Abstract

Optimizing efficiency in the operation of the HVAC system of existing buildings requires the construction of a thermal dynamic model of the building, which may be challenging because architectural metadata may be missing or obsolete. Based on a suitable set of measured data, this paper presents a novel practical methodology to create and automatically derive thermal models of existing buildings in high-fidelity simulators for energy management. To this end, the philosophy of grey-box strategies is followed to simplify the modeling and avoid the requirement of architectural metadata, facilitating and expediting the process. First, a building model with a highly reduced number of parameters is constructed by exploiting the existing similarities in the materials of the buildings and simplifying their elements to a simple one-layer parameterization. Then, the parameters of the derived model are iteratively updated while minimizing the error between the real temperature evolution and that generated by the model being identified.

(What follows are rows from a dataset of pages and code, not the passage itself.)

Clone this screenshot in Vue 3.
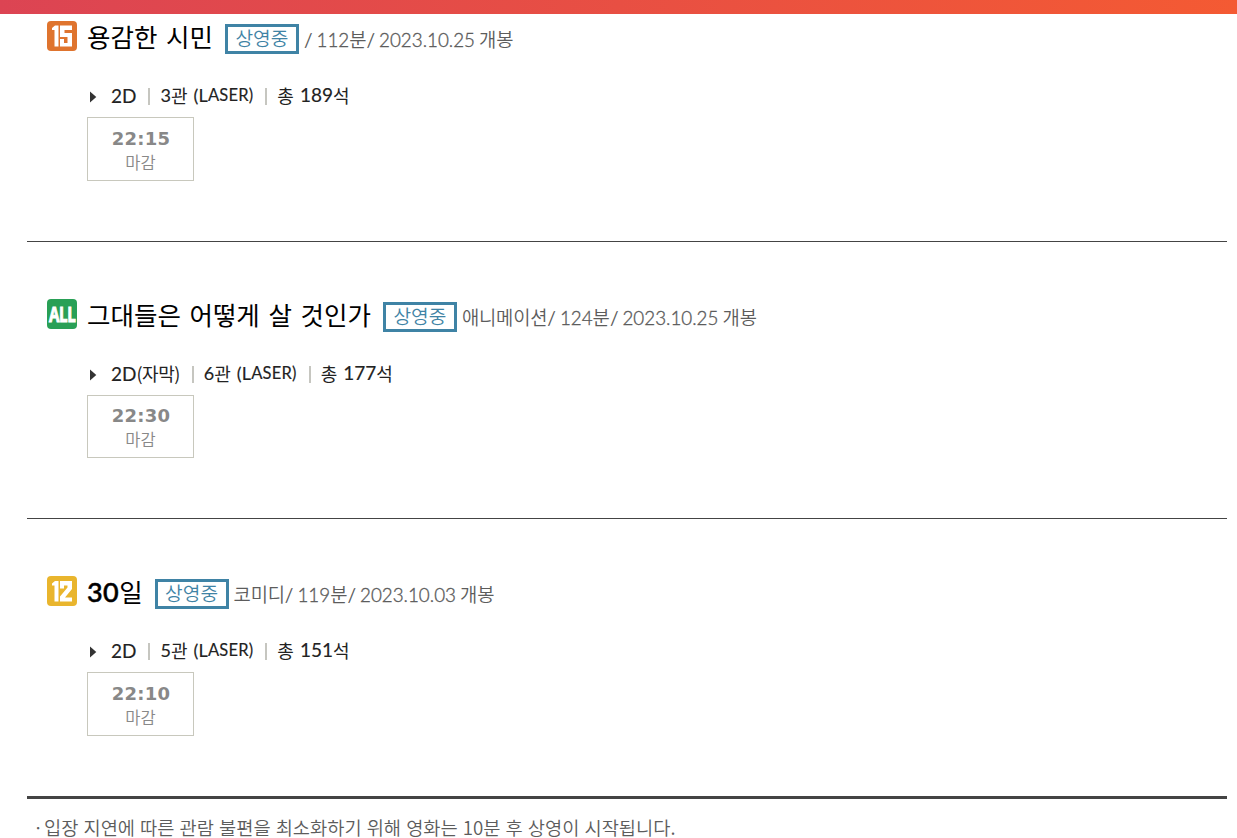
<script setup>
const movies = [
  { id: 'citizen', rate: '15', title: '용감한 시민', genre: '', minutes: '112', date: '2023.10.25', type: '2D', sub: '', hall: '3', seats: '189', time: '22:15' },
  { id: 'heron', rate: 'ALL', title: '그대들은 어떻게 살 것인가', genre: '애니메이션', minutes: '124', date: '2023.10.25', type: '2D', sub: '(자막)', hall: '6', seats: '177', time: '22:30' },
  { id: 'days', rate: '12', num: '30', title: '일', genre: '코미디', minutes: '119', date: '2023.10.03', type: '2D', sub: '', hall: '5', seats: '151', time: '22:10' },
]
</script>

<template>
  <div class="page">
    <div class="topbar"></div>
    <main class="list">
      <section v-for="m in movies" :key="m.id" class="movie" :class="m.id">
        <header class="head">
          <i class="rate" :class="'r' + m.rate">
            <svg v-if="m.rate === '15'" viewBox="0 0 30 30"><path d="M5 7 8 4.5H11.5V25.5H7.5V9H5ZM13 4.5H25V9H17.5V12H25V25.5H13V18H17V22H20.5V16H13Z" fill="#fff" /></svg>
            <svg v-else-if="m.rate === '12'" viewBox="0 0 30 30"><path d="M5 7.5 8 5H11.5V25.5H7.5V9.5H5ZM13 5H25V13L18 21.5H25V25.5H13V20.5L20.5 11.5V9.5H17V12.5H13Z" fill="#fff" /></svg>
            <span v-else class="all">ALL</span>
          </i>
          <h2 class="title"><span v-if="m.num" class="num">{{ m.num }}</span>{{ m.title }}</h2>
          <span class="badge">상영중</span>
          <p class="meta"><span v-if="m.genre" class="genre">{{ m.genre }}</span><b class="slash">/</b><span class="num mins">{{ m.minutes }}</span>분<b class="slash">/</b><span class="num date">{{ m.date }}</span>개봉</p>
        </header>
        <div class="hall">
          <svg class="arrow" viewBox="0 0 7 12"><path d="M0 0.5 6.3 6 0 11.5Z" fill="#333" /></svg>
          <span class="type"><span class="num">{{ m.type }}</span><span class="sub">{{ m.sub }}</span></span>
          <span class="screen"><span class="num">{{ m.hall }}</span>관<span class="num laser">(L<small>ASER)</small></span></span>
          <span class="seats">총<span class="num count">{{ m.seats }}</span>석</span>
        </div>
        <div class="slot"><strong>{{ m.time }}</strong><span>마감</span></div>
      </section>
    </main>
    <p class="note"><span class="dot">·</span>입장 지연에 따른 관람 불편을 최소화하기 위해 영화는 10분 후 상영이 시작됩니다.</p>
  </div>
</template>

<style>
body { margin: 0; background: #fff; }
</style>

<style scoped>
.page { height: 838px; overflow: hidden; font-family: "Noto Sans CJK KR", sans-serif; color: #000; }
.topbar { height: 14px; background: linear-gradient(90deg, #dc4453, #f45a33); }
.list { margin: 0 10px 0 27px; }
.movie { box-sizing: border-box; height: 277px; padding: 57px 0 0 20px; border-bottom: 1px solid #444; }
.movie.citizen { height: 228px; padding-top: 7px; }
.movie.days { height: 280px; border-bottom-width: 3px; }
.head { display: flex; height: 34px; align-items: flex-start; white-space: nowrap; }
.rate { width: 30px; height: 30px; border-radius: 4px; overflow: hidden; font-style: normal; flex: none; }
.rate svg { display: block; width: 30px; height: 30px; }
.r15 { background: #df742e; }
.rALL { background: #29a056; }
.r12 { background: #e9b52d; }
.all { display: block; color: #fff; font: bold 21px/30px "Open Sans", sans-serif; width: 40px; transform: scaleX(.72); transform-origin: 0 0; margin-left: 2px; letter-spacing: -.5px; -webkit-text-stroke: 1px #fff; }
.title { margin: 0 12px 0 10px; font-size: 25.5px; line-height: 30px; font-weight: 400; word-spacing: 2.9px; }
.title .num { font: 500 27px/30px Lato, sans-serif; letter-spacing: .4px; -webkit-text-stroke: .5px #000; }
.num { font-family: Lato, "Noto Sans CJK KR", sans-serif; }
.badge { box-sizing: border-box; width: 74px; height: 30px; margin-top: 3px; border: 3px solid #3f83a5; color: #3f83a5; font-size: 19.2px; font-weight: 350; line-height: 23px; text-align: center; }
.meta { margin: 4px 0 0 5px; color: #5c5c5c; font-size: 18.8px; font-weight: 350; line-height: 28px; }
.genre { letter-spacing: -.2px; }
.slash { font-weight: 400; font-family: Lato, sans-serif; font-size: 19px; margin-right: 4px; }
.meta .num { font-weight: 300; -webkit-text-stroke: .35px #5c5c5c; }
.date { margin-right: 4px; }
.hall { display: flex; align-items: center; height: 28px; margin: 26px 0 0 43px; font-size: 18px; line-height: 28px; color: #222; white-space: nowrap; }
.arrow { width: 7px; height: 12px; margin: 4px 14px 0 0; }
.hall .num { -webkit-text-stroke: .15px #222; }
.type .num { font-size: 19px; }
.sub { letter-spacing: -.5px; }
.screen, .seats { display: flex; align-items: center; }
.screen::before, .seats::before { content: ""; width: 2px; height: 17px; margin: 3px 10px 0 12px; background: #c6c6c0; }
.laser { margin-left: 6px; letter-spacing: .2px; }
.laser small { font-size: 16.5px; position: relative; top: -1px; }
.count { margin-left: 6px; font-size: 19px; }
.slot { box-sizing: border-box; width: 107px; height: 64px; margin: 8px 0 0 40px; border: 1px solid #c8c8bd; color: #888; text-align: center; padding-top: 10px; }
.heron .slot { height: 63px; padding-top: 9px; }
.slot strong { display: block; font: bold 18px/22px "DejaVu Sans", sans-serif; letter-spacing: .2px; padding-left: 1px; }
.slot span { display: block; font-size: 16.5px; line-height: 24px; font-weight: 350; }
.note { margin: 16px 0 0 33px; font-size: 18.7px; line-height: 23px; font-weight: 350; color: #5c5c5c; white-space: nowrap; word-spacing: .9px; }
.dot { display: inline-block; width: 11px; }
</style>
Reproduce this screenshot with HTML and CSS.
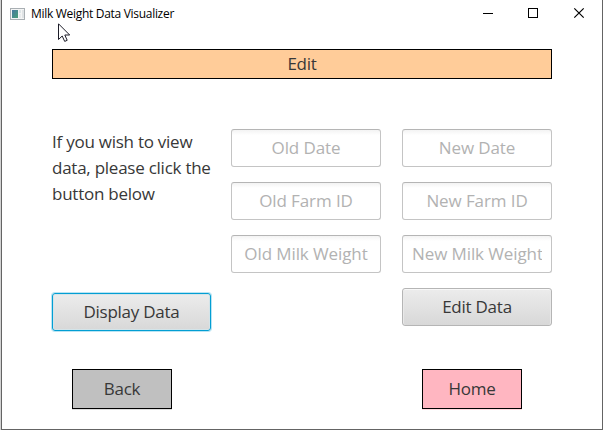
FILE: index.html
```
<!DOCTYPE html>
<html lang="en">
<head>
<meta charset="utf-8">
<title>Milk Weight Data Visualizer</title>
<link rel="stylesheet" href="styles.css">
</head>
<body>
<div class="window">
  <header class="titlebar">
    <svg class="app-icon" width="15" height="12" viewBox="0 0 15 12">
      <defs><linearGradient id="g" x1="0" y1="0" x2="1" y2="1"><stop offset="0" stop-color="#4878a0"/><stop offset="1" stop-color="#48a078"/></linearGradient></defs>
      <rect x=".5" y=".5" width="14" height="11" fill="#f4f5f5" stroke="#a9afb3"/>
      <rect x="2" y="2" width="6" height="8" fill="url(#g)"/>
      <rect x="9" y="2" width="2" height="3" fill="#dce4e6"/>
      <rect x="12" y="2" width="2" height="8" fill="#dfe3e5"/>
      <rect x="9" y="6" width="2" height="4" fill="#e8ebed"/>
    </svg>
    <span class="title">Milk Weight Data Visualizer</span>
    <svg class="controls" width="103" height="12" viewBox="0 0 103 12" fill="none" stroke="#000">
      <path d="M0 6.5H10M45.5 1.5H54.5V10.5H45.5Z" shape-rendering="crispEdges"/>
      <path d="M91.3 1.3L100.7 10.7M100.7 1.3L91.3 10.7" stroke-width="1.2"/>
    </svg>
  </header>
  <main class="content">
    <h1 class="heading">Edit</h1>
    <div class="columns">
      <section class="view">
        <p class="hint">If you wish to view<br>data, please click the<br>button below</p>
        <button class="button focused">Display Data</button>
      </section>
      <section class="fields">
        <input class="field" placeholder="Old Date" aria-label="Old Date">
        <input class="field" placeholder="Old Farm ID" aria-label="Old Farm ID">
        <input class="field" placeholder="Old Milk Weight" aria-label="Old Milk Weight">
      </section>
      <section class="fields">
        <input class="field" placeholder="New Date" aria-label="New Date">
        <input class="field" placeholder="New Farm ID" aria-label="New Farm ID">
        <input class="field overflowing" placeholder="New Milk Weight" aria-label="New Milk Weight">
        <button class="button">Edit Data</button>
      </section>
    </div>
    <nav class="nav">
      <button class="nav-button back">Back</button>
      <button class="nav-button home">Home</button>
    </nav>
  </main>
  <svg class="cursor" width="13" height="20" viewBox="0 0 13 20">
    <path d="M.5 .8V16.5L4.2 13L6.7 18.4L9.2 17.3L6.8 12H11.7Z" fill="#fff" stroke="#1c1c28"/>
  </svg>
</div>
</body>
</html>
```
FILE: styles.css
```
* { box-sizing: border-box; }
body {
  margin: 0;
  width: 603px;
  height: 430px;
  overflow: hidden;
  background: #d2d2d2;
  font: 17px/26px "Open Sans", "Noto Sans", sans-serif;
  color: #383838;
}
.window {
  position: relative;
  height: 430px;
  margin-left: 1px;
  background: #fff;
  border: solid #646464;
  border-width: 0 1px 1px;
}
.titlebar {
  display: flex;
  align-items: center;
  height: 27px;
  padding: 0 16px 0 8px;
}
.title {
  margin-left: 6px;
  font-size: 12px;
  line-height: 16px;
  letter-spacing: -0.3px;
  color: #000;
  white-space: nowrap;
}
.controls { margin-left: auto; position: relative; top: -0.5px; }
.content { width: 500px; margin: 22px 0 0 50px; }
.heading {
  display: flex;
  justify-content: center;
  margin: 0;
  height: 30px;
  border: 1px solid #000;
  background: #ffcc99;
  font: inherit;
  line-height: 28px;
}
.columns {
  display: grid;
  grid-template-columns: 159px 150px 150px;
  justify-content: space-between;
  margin-top: 50px;
  height: 202px;
}
.columns > :nth-child(2) { margin: 0 0.5px 0 -0.5px; }
.view {
  display: flex;
  flex-direction: column;
  justify-content: space-between;
}
.hint { margin: 0; white-space: nowrap; }
.fields { display: flex; flex-direction: column; gap: 15px; }
.field, .button {
  display: block;
  width: 100%;
  height: 38px;
  margin: 0;
  border: 1px solid #c4c4c4;
  border-top-color: #b5b5b5;
  border-radius: 3px;
  font: inherit;
  color: #383838;
}
.field {
  padding: 0 9px 1px;
  text-align: center;
  background: linear-gradient(#f3f3f3, #fff 5px);
}
.field::placeholder { color: #b2b2b2; opacity: 1; }
.overflowing { text-align: left; }
.button {
  padding: 0;
  background: linear-gradient(#ececec, #d8d8d8);
  border-color: #b5b5b5;
  box-shadow: inset 0 1px #f8f8f8, inset 1px 0 #e9e9e9, inset -1px 0 #e9e9e9;
}
.focused {
  border-color: #039ed3;
  box-shadow: 0 0 0 1px #b9e4f3, inset 0 0 0 1px #d4e4e9;
}
.nav {
  display: flex;
  justify-content: space-between;
  margin-top: 38px;
  padding: 0 30px 0 20px;
}
.nav-button {
  width: 100px;
  height: 40px;
  padding: 0;
  border: 1px solid #000;
  font: inherit;
  color: #383838;
}
.back { background: #c0c0c0; box-shadow: 0 1px #dedede; }
.home { background: #ffb6c1; box-shadow: 0 1px #ffdce1; }
.heading, .hint, .button, .nav-button { letter-spacing: -0.25px; }
.field { letter-spacing: -0.1px; }
.cursor { position: absolute; left: 56px; top: 23px; }
```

For this purpose, data of the room air temperature, estimated occupancy, weather conditions, and variables of the HVAC system are assumed to be available in suitable zones of the building to apply the creation and identification processes of the model, allowing that a whole digital twin of the building is constructed. The methodology is presented by its application to a real case study: the Nimbus Research Centre building at Munster Technological University, located in Cork (Ireland). The high-fidelity simulator software TRNSYS is used for the modeling task, together with the GenOpt optimization program. The results demonstrate that the proposed methodology yields a highly accurate model of the building, capable of representing reality with RMSE values consistently below 0.6C∘ during open-loop validation periods of up to four days. The findings suggest that this methodology may outperform other modeling techniques reported in the literature. Importantly, the proposed technique is less complex and time-consuming to implement than many of the alternatives.